Aramanda: Sequestration cuts would cripple small businesses
Soccer moms. NASCAR dads. During election season, it seems like we're not even people anymore -- just voting blocs the candidates are carving up or making promises to.
This year, it's small businesses. Almost every issue gets debated through this lens. Will the health care law hurt small businesses or make it easier for them to offer benefits their workers need? Will tax hikes fall on wealthy millionaires or decimate small business bottom lines? Above all else, how can we generate more small business jobs?
On Thursday, the House Committee on Small Business held a hearing to talk about the upcoming sequestration budget cuts, the result of the failed supercommittee deficit negotiations last year that are set to begin on Jan. 2, and how they will affect small businesses. The $1.2 trillion in cuts would be divided roughly in half between defense and nondefense programs over nine years.
Before last week, the sequestration debate mostly focused on the defense portion of the cuts. And when people think defense cuts, they usually envision corporate giants like Lockheed or Boeing. But 70 cents out of every military purchasing dollar goes to the small and midsized suppliers that make components those big prime contractors assemble. A complex piece of hardware like a fighter jet or a submarine will have thousands of suppliers and subcontractors all around the country. Two-thirds of defense manufacturing jobs are in these supply chain firms.
And it's these small businesses that are on the chopping block if sequestration isn't stopped.
Economists predict that sequestration will destroy more than 2.14 million American jobs, but few appreciate how many of these lost jobs will be at the very small businesses that President Barack Obama describes as "the engines of our economy." According to the latest studies, sequestration will destroy more than 30,000 small-business jobs in New York State.
It's also the worst possible strategy for cutting budgets -- across-the-board reductions instead of targeted cuts focused on things we don't need or budget busters we simply can't afford. This makes it a threat to every company up and down the entire supply chain, even healthy firms working on critical technologies like mine, CPI Aerostructures in Edgewood.
Business is good at CPI -- we recently expanded our facilities and employ 200 people, manufacturing aircraft components like wing assemblies, engine housings and surface skins. We serve some of the highest value programs in our military -- including retrofits that add cutting-edge capabilities and years of service life to older aircraft like the A-10 Warthog, as well as providing production parts to the Blackhawk helicopter and the E-2D Hawkeye.
But because sequestration cuts aren't guided by any strategy or reason, they mindlessly put everything at risk. CPI will find a way to weather cuts, but in such tough times, that won't be true for other firms still struggling to get back on their feet after the Great Recession.
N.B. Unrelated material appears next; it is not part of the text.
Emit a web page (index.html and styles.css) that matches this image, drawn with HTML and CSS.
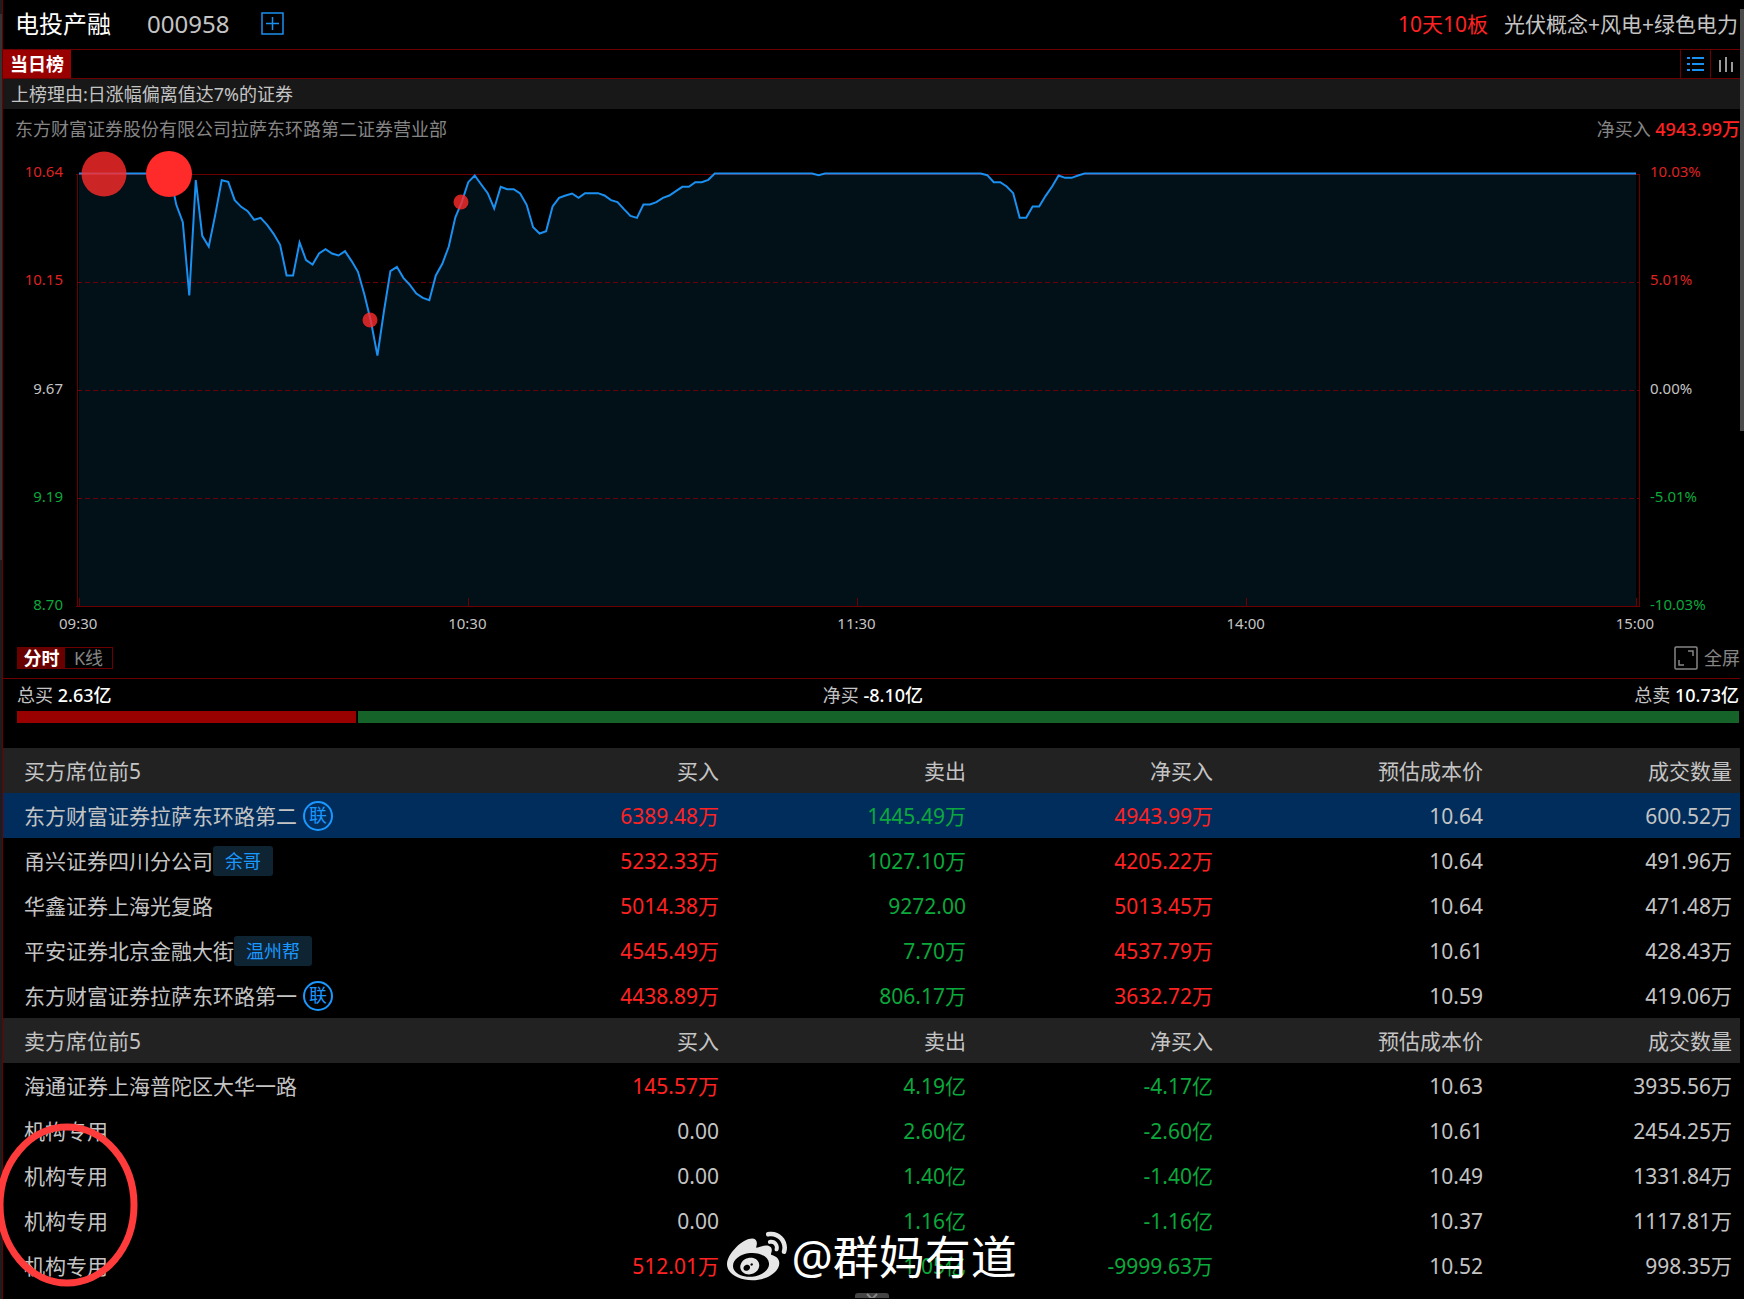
FILE: index.html
```html
<!DOCTYPE html>
<html lang="zh-CN">
<head>
<meta charset="utf-8">
<meta name="viewport" content="width=device-width, initial-scale=1">
<title>电投产融 000958 龙虎榜</title>
<link rel="stylesheet" href="styles.css">
</head>
<body>
<div class="app">
  <div class="gutter gutter-left"><span class="thumb thumb-left"></span></div>
  <main class="panel">
    <header class="stock">
      <h1 class="stock-name">电投产融</h1>
      <span class="stock-code">000958</span>
      <button class="icon-btn" type="button" aria-label="加自选">
        <svg width="23" height="23" viewBox="0 0 23 23"><path d="M1 1H22V22H1ZM11.500 5V18M5 11.500H18" fill="none" stroke="#1a90f0" stroke-width="1.500"/></svg>
      </button>
      <span class="streak">10天10板</span>
      <span class="concepts">光伏概念+风电+绿色电力</span>
    </header>

    <nav class="tabs">
      <button class="tab" type="button">当日榜</button>
      <div class="views">
        <button class="view" type="button" aria-label="列表">
          <svg width="18" height="16" viewBox="0 0 18 16"><path d="M0 2H3M0 8H3M0 14H3M5 2H17M5 8H17M5 14H17" stroke="#1a90f0" stroke-width="2"/></svg>
        </button>
        <button class="view" type="button" aria-label="图表">
          <svg width="16" height="16" viewBox="0 0 16 16"><path d="M2 4V16M8 1V16M14 6V16" stroke="#999" stroke-width="2"/></svg>
        </button>
      </div>
    </nav>

    <p class="reason">上榜理由:日涨幅偏离值达7%的证券</p>

    <div class="seat-line">
      <span>东方财富证券股份有限公司拉萨东环路第二证券营业部</span>
      <span>净买入 <b class="up">4943.99万</b></span>
    </div>

    <section class="chart">
      <div class="axis axis-price">
        <span class="axis-up">10.64</span><span class="axis-up">10.15</span><span>9.67</span><span class="axis-down">9.19</span><span class="axis-down">8.70</span>
      </div>
      <svg class="plot" viewBox="0 0 1564 433">
        <g transform="translate(3 0) scale(6.4875 .33333)">
          <path fill="#021018" d="M0 1296V0H14L15 94 16 146 17 366 18 20 19 187 20 219 21 124 22 20 23 25 24 80 25 100 26 113 27 139 28 133 29 154 30 181 31 214 32 306 33 306 34 207 35 260 36 273 37 240 38 227 39 240 40 246 41 233 42 262 43 295 44 364 45 444 46 546 47 414 48 293 49 280 50 313 51 334 52 360 53 373 54 380 55 306 56 271 57 219 58 132 59 86 60 26 61 6 62 33 63 59 64 105 65 40 66 47 67 47 68 60 69 94 70 161 71 180 72 173 73 99 74 73 75 66 76 60 77 73 78 59 79 59 80 59 81 66 82 80 83 86 84 107 85 127 86 133 87 93 88 93 89 86 90 73 91 66 92 53 93 40 94 40 95 26 96 26 97 19 98 0 113 0 114 5 115 0 139 0 140 5 141 26 142 26 143 39 144 59 145 133 146 133 147 99 148 99 149 67 150 39 151 6 152 13 153 13 154 6 155 0 240 0V1296Z"/>
        </g>
        <path d="M0 0H1564M1 0V432M1563 0V432M0 432H1564M3 424V432M392 424V432M781 424V432M1170 424V432M1560 424V432" fill="none" stroke="#6c0000" shape-rendering="crispEdges"/>
        <path d="M1 108H1563M1 216H1563M1 324H1563" fill="none" stroke="#6c0008" stroke-dasharray="5 3" shape-rendering="crispEdges"/>
        <g transform="translate(3 -.5) scale(6.4875 .33333)">
          <path class="price-line" d="M0 0H14L15 94 16 146 17 366 18 20 19 187 20 219 21 124 22 20 23 25 24 80 25 100 26 113 27 139 28 133 29 154 30 181 31 214 32 306 33 306 34 207 35 260 36 273 37 240 38 227 39 240 40 246 41 233 42 262 43 295 44 364 45 444 46 546 47 414 48 293 49 280 50 313 51 334 52 360 53 373 54 380 55 306 56 271 57 219 58 132 59 86 60 26 61 6 62 33 63 59 64 105 65 40 66 47 67 47 68 60 69 94 70 161 71 180 72 173 73 99 74 73 75 66 76 60 77 73 78 59 79 59 80 59 81 66 82 80 83 86 84 107 85 127 86 133 87 93 88 93 89 86 90 73 91 66 92 53 93 40 94 40 95 26 96 26 97 19 98 0 113 0 114 5 115 0 139 0 140 5 141 26 142 26 143 39 144 59 145 133 146 133 147 99 148 99 149 67 150 39 151 6 152 13 153 13 154 6 155 0 240 0"/>
        </g>
        <g fill="#ff2a2a">
          <circle cx="28" cy="0" r="22.500" opacity=".8"/>
          <circle cx="93" cy="0" r="23"/>
          <circle cx="294" cy="146" r="7.500" opacity=".8"/>
          <circle cx="385" cy="28" r="7.500" opacity=".8"/>
        </g>
      </svg>
      <div class="axis axis-percent">
        <span class="axis-up">10.03%</span><span class="axis-up">5.01%</span><span>0.00%</span><span class="axis-down">-5.01%</span><span class="axis-down">-10.03%</span>
      </div>
      <div class="axis-time">
        <span>09:30</span><span>10:30</span><span>11:30</span><span>14:00</span><span>15:00</span>
      </div>
    </section>

    <div class="chart-tools">
      <div class="modes">
        <button class="mode mode-active" type="button">分时</button>
        <button class="mode" type="button">K线</button>
      </div>
      <button class="full" type="button">
        <svg width="24" height="24" viewBox="0 0 24 24" fill="none" stroke="#858585"><rect x="1" y="1" width="22" height="22" rx="1" stroke-width="1.500"/><path d="M14 5H19V10M5 14V19H10" stroke-width="1.500"/></svg>
        全屏
      </button>
    </div>

    <section class="totals">
      <div class="totals-text">
        <span>总买 <b>2.63亿</b></span>
        <span>净买 <b>-8.10亿</b></span>
        <span>总卖 <b>10.73亿</b></span>
      </div>
      <div class="bar">
        <span class="bar-buy" style="flex-grow:263"></span>
        <span class="bar-sell" style="flex-grow:1073"></span>
      </div>
    </section>

    <table class="seats">
      <colgroup><col><col class="c-mid"><col class="c-mid"><col class="c-mid"><col class="c-cost"><col class="c-last"></colgroup>
      <thead><tr><th>买方席位前5</th><th>买入</th><th>卖出</th><th>净买入</th><th>预估成本价</th><th>成交数量</th></tr></thead>
      <tbody>
        <tr class="selected"><td><div class="seat">东方财富证券拉萨东环路第二<span class="link-badge">联</span></div></td><td class="up">6389.48万</td><td class="down">1445.49万</td><td class="up">4943.99万</td><td>10.64</td><td>600.52万</td></tr>
        <tr><td><div class="seat">甬兴证券四川分公司<span class="tag">余哥</span></div></td><td class="up">5232.33万</td><td class="down">1027.10万</td><td class="up">4205.22万</td><td>10.64</td><td>491.96万</td></tr>
        <tr><td>华鑫证券上海光复路</td><td class="up">5014.38万</td><td class="down">9272.00</td><td class="up">5013.45万</td><td>10.64</td><td>471.48万</td></tr>
        <tr><td><div class="seat">平安证券北京金融大街<span class="tag">温州帮</span></div></td><td class="up">4545.49万</td><td class="down">7.70万</td><td class="up">4537.79万</td><td>10.61</td><td>428.43万</td></tr>
        <tr><td><div class="seat">东方财富证券拉萨东环路第一<span class="link-badge">联</span></div></td><td class="up">4438.89万</td><td class="down">806.17万</td><td class="up">3632.72万</td><td>10.59</td><td>419.06万</td></tr>
      </tbody>
    </table>

    <table class="seats">
      <colgroup><col><col class="c-mid"><col class="c-mid"><col class="c-mid"><col class="c-cost"><col class="c-last"></colgroup>
      <thead><tr><th>卖方席位前5</th><th>买入</th><th>卖出</th><th>净买入</th><th>预估成本价</th><th>成交数量</th></tr></thead>
      <tbody>
        <tr><td>海通证券上海普陀区大华一路</td><td class="up">145.57万</td><td class="down">4.19亿</td><td class="down">-4.17亿</td><td>10.63</td><td>3935.56万</td></tr>
        <tr><td>机构专用</td><td>0.00</td><td class="down">2.60亿</td><td class="down">-2.60亿</td><td>10.61</td><td>2454.25万</td></tr>
        <tr><td>机构专用</td><td>0.00</td><td class="down">1.40亿</td><td class="down">-1.40亿</td><td>10.49</td><td>1331.84万</td></tr>
        <tr><td>机构专用</td><td>0.00</td><td class="down">1.16亿</td><td class="down">-1.16亿</td><td>10.37</td><td>1117.81万</td></tr>
        <tr><td>机构专用</td><td class="up">512.01万</td><td class="down">1.05亿</td><td class="down">-9999.63万</td><td>10.52</td><td>998.35万</td></tr>
      </tbody>
    </table>

    <button class="expand" type="button" aria-label="展开">
      <svg width="14" height="8" viewBox="0 0 14 8"><path d="M2 1L7 6L12 1" fill="none" stroke="#888" stroke-width="2"/></svg>
    </button>

    <svg class="marker" width="142" height="164" viewBox="0 0 142 164"><ellipse cx="71" cy="82" rx="67" ry="78" fill="none" stroke="#ff3b3b" stroke-width="7"/></svg>

    <div class="watermark">
      <svg width="60" height="50" viewBox="0 31 512 417" fill="#e6e6e6"><path d="M407 177.600c7.600-24-13.400-46.800-37.400-41.700-22 4.800-28.800-28.100-7.100-32.800 50.100-10.900 92.300 37.100 76.500 84.800-6.800 21.200-38.800 10.800-32-10.300zM214.800 446.700C108.500 446.700 0 395.300 0 310.400c0-44.300 28-95.400 76.300-143.700C176 67 279.500 65.800 249.900 161c-4 13.100 12.300 5.700 12.300 6 79.500-33.600 140.500-16.800 114 51.400-3.700 9.400 1.100 10.900 8.300 13.100 135.700 42.300 34.800 215.200-169.700 215.200zm143.700-146.300c-5.400-55.700-78.500-94-163.400-85.700-84.800 8.600-148.800 60.300-143.400 116s78.500 94 163.400 85.700c84.800-8.600 148.800-60.300 143.400-116zM347.900 35.100c-25.900 5.600-16.800 43.700 8.300 38.300 72.300-15.200 134.800 52.800 111.700 124-7.400 24.200 29.100 37 37.400 12 31.900-99.800-55.100-195.900-157.400-174.300zm-78.500 311c-17.100 38.800-66.800 60-109.100 46.300-40.800-13.100-58-53.400-40.300-89.700 17.700-35.400 63.100-55.400 103.400-45.100 42 10.800 63.100 50.200 46 88.500zm-86.300-30c-12.900-5.400-30 .3-38 12.900-8.300 12.900-4.300 28 8.600 34 13.100 6 30.800.3 39.100-12.900 8-13.100 3.700-28.300-9.700-34zm32.600-13.400c-5.100-1.700-11.400.6-14.300 5.400-2.900 5.100-1.400 10.600 3.700 12.900 5.100 2 11.700-.3 14.600-5.400 2.800-5.200 1.100-10.900-4-12.900z"/></svg>
      <span>@群妈有道</span>
    </div>
  </main>
  <div class="gutter gutter-right"><span class="thumb thumb-right"></span></div>
</div>
</body>
</html>
```
FILE: styles.css
```css
* {
  box-sizing: border-box;
}

body {
  margin: 0;
  background: #000;
  color: #c4c4c4;
  font-family: "Noto Sans", "Noto Sans CJK SC", sans-serif;
  font-size: 18px;
}

button {
  margin: 0;
  padding: 0;
  border: 0;
  background: none;
  color: inherit;
  font: inherit;
  cursor: pointer;
}

svg {
  display: block;
}

.up {
  color: #ff2222;
}

.down {
  color: #0ba83c;
}

.app {
  display: flex;
  min-height: 100vh;
}

.gutter {
  flex: none;
}

.gutter-left {
  width: 2px;
  padding-top: 14px;
  background: #1c1c1c;
}

.gutter-right {
  width: 4px;
  padding-top: 9px;
}

.thumb {
  display: block;
}

.thumb-left {
  height: 546px;
  background: #333;
}

.thumb-right {
  height: 422px;
  background: #4a4a4a;
}

.panel {
  position: relative;
  flex: 1;
  min-width: 0;
  border-left: 1px solid #6c0000;
}

/* Stock header */
.stock {
  display: flex;
  align-items: center;
  height: 49px;
  padding: 0 0 2px 12px;
  line-height: 30px;
  white-space: nowrap;
}

.stock-name {
  margin: 0 36px 0 0;
  color: #fff;
  font-size: 24px;
  font-weight: 400;
}

.stock-code {
  margin-right: 32px;
  font-size: 24px;
}

.streak {
  margin: 0 16px 0 auto;
  color: #ff2222;
  font-size: 21px;
}

.concepts {
  padding-right: 2px;
  font-size: 21px;
}

.tabs {
  display: flex;
  justify-content: space-between;
  height: 30px;
  border-top: 1px solid #6c0000;
  border-bottom: 1px solid #6c0000;
}

.tab {
  width: 68px;
  background: #990000;
  color: #fff;
  font-weight: 700;
  line-height: 28px;
}

.views {
  display: flex;
}

.view {
  display: flex;
  align-items: center;
  justify-content: center;
  width: 30px;
  border-left: 1px solid #6c0000;
}

.reason {
  margin: 0;
  padding-left: 8px;
  background: #181818;
  line-height: 30px;
}

.seat-line {
  display: flex;
  justify-content: space-between;
  padding-left: 12px;
  color: #858585;
  line-height: 40px;
}

.seat-line b {
  font-weight: 500;
}

/* Intraday chart */
.chart {
  display: grid;
  grid-template-columns: 60px 1fr 90px;
  column-gap: 10px;
  margin: 25px 0 0 3px;
  font-size: 15px;
}

.axis {
  display: flex;
  flex-direction: column;
  justify-content: space-between;
  margin: -13px 0 -7px;
  line-height: 20px;
}

.axis-price {
  padding-right: 3px;
  text-align: right;
}

.axis-up {
  color: #dd2222;
}

.axis-down {
  color: #0ba83c;
}

.plot {
  width: 100%;
  overflow: visible;
}

.price-line {
  fill: none;
  stroke: #1a90f0;
  stroke-width: 2;
  vector-effect: non-scaling-stroke;
}

.axis-time {
  display: flex;
  grid-column: 1 / -1;
  justify-content: space-between;
  margin: 5px 86px 0 53px;
  line-height: 22px;
}

.chart-tools {
  display: flex;
  align-items: center;
  justify-content: space-between;
  height: 45px;
  padding: 3px 0 0 14px;
  border-bottom: 1px solid #6c0000;
}

.modes {
  display: flex;
  border: 1px solid #6c0000;
}

.mode {
  width: 47px;
  color: #858585;
  line-height: 20px;
}

.mode-active {
  background: #690000;
  color: #fff;
  font-weight: 700;
}

.full {
  display: flex;
  align-items: center;
  gap: 6px;
  color: #858585;
  line-height: 24px;
}

/* Buy and sell totals */
.totals {
  padding: 0 1px 25px 14px;
}

.totals-text {
  display: flex;
  justify-content: space-between;
  line-height: 32px;
}

.totals-text b {
  color: #fff;
  font-weight: 500;
}

.bar {
  display: flex;
  gap: 2px;
  height: 12px;
}

.bar-buy {
  background: #990000;
}

.bar-sell {
  background: #156329;
}

/* Seat tables */
.seats {
  width: 100%;
  border-collapse: collapse;
  table-layout: fixed;
  font-size: 21px;
  line-height: 28px;
}

.c-mid {
  width: 247px;
}

.c-cost {
  width: 270px;
}

.c-last {
  width: 249px;
}

.seats th,
.seats td {
  height: 45px;
  padding: 0 8px 0 0;
  font-weight: 400;
  text-align: right;
  white-space: nowrap;
}

.seats th:first-child,
.seats td:first-child {
  padding-left: 21px;
  text-align: left;
}

.seats th {
  background: #222;
}

.selected {
  background: #002d5c;
}

.seat {
  display: flex;
  align-items: center;
}

.link-badge {
  width: 30px;
  height: 30px;
  margin-left: 6px;
  border: 2px solid #1a98ff;
  border-radius: 50%;
  color: #1a98ff;
  font-size: 18px;
  line-height: 25px;
  text-align: center;
}

.tag {
  padding: 0 12px;
  border-radius: 3px;
  background: #0e2433;
  color: #1a98ff;
  font-size: 18px;
  line-height: 30px;
}

.expand {
  display: flex;
  justify-content: center;
  width: 34px;
  height: 5px;
  margin: 5px auto 0;
  overflow: hidden;
  border-radius: 3px 3px 0 0;
  background: #444;
}

/* Hand-drawn ring and signature laid over the table */
.marker {
  position: absolute;
  bottom: 12px;
  left: -7px;
  pointer-events: none;
}

.watermark {
  position: absolute;
  bottom: 13px;
  left: 50%;
  display: flex;
  align-items: center;
  gap: 5px;
  height: 60px;
  margin-left: -145px;
  color: #fff;
  font-size: 46px;
  line-height: 60px;
  white-space: nowrap;
  pointer-events: none;
}
```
That's an economic and a human tragedy, but it's also a problem for America's security. The experienced workers at companies like CPI -- our single greatest asset -- possess the specialized skills and capabilities needed to manufacture complex failure-is-not-an-option equipment for our military. This expertise has been built up through decades of research and development and irreplaceable training on the job. The same is true throughout the entire supply chain; for many technologies, there may be only a few firms that can do the job.
Right now, American troops go into battle with a high-tech lead over our rivals. But if we don't keep innovating, that gap will close. Upstate, Rep. Richard Hanna (R-Barneveld) has warned that sequestration could hit the Rome Air Force research lab. That hurts New York, but more fundamentally, shutting down such cutting-edge facilities hurts our future military capabilities. That's why Defense Secretary Leon Panetta predicts that sequestration would "generate significant operational risks" and lead to "unacceptable risk in future combat operations."
There are a lot of reasons to replace sequestration with a more responsible approach to budgeting and long-term deficit concerns. As both parties clamor for the mantle of "friend to small business," the problem of sequestration is the biggest danger out there for smaller firms like mine.
Gregg Aramanda is vice president of CPI Aerostructures in Edgewood.